How Dry Manicure Cuticle Care Works Instead
Without water to soften the cuticles, the dry method uses oil and warmth. A generous application of cuticle oil is worked around the base of each nail, and a warm towel is used to open the skin and allow the oil to penetrate. This softens the cuticle tissue just as effectively as water does — without introducing moisture into the nail plate itself.
The cuticle can then be pushed back and treated with the same precision as in a water-based session. The difference is that the nail plate underneath has not expanded. It remains in its resting state throughout, and polish is applied to a stable surface.

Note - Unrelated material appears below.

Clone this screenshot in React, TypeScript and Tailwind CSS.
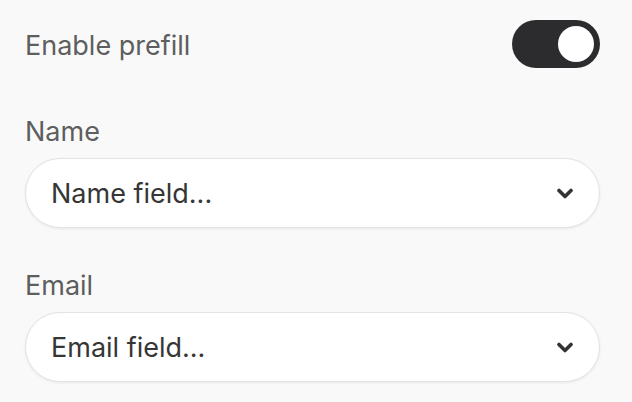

The Polish Adhesion Difference
A nail plate in its natural, dry state accepts polish adhesion differently to a wet one. Before applying the base coat, we use a prep wipe — usually a clean lint-free pad dampened with a small amount of acetone or isopropyl alcohol — to remove any residual oil and dehydrate the surface of the nail plate further. This step is brief but important. It strips away any trace of oil or moisture that could interrupt the bond between the base coat and the keratin surface.
The base coat then adheres to a clean, dry, stable plate. Each subsequent layer bonds to the one beneath it without the movement that water absorption and contraction introduce.
Durability Comparison
The performance difference between dry and wet manicure is not marginal. Clients who switch typically report that their polish lasts two to three days longer with the same product applied under the same conditions.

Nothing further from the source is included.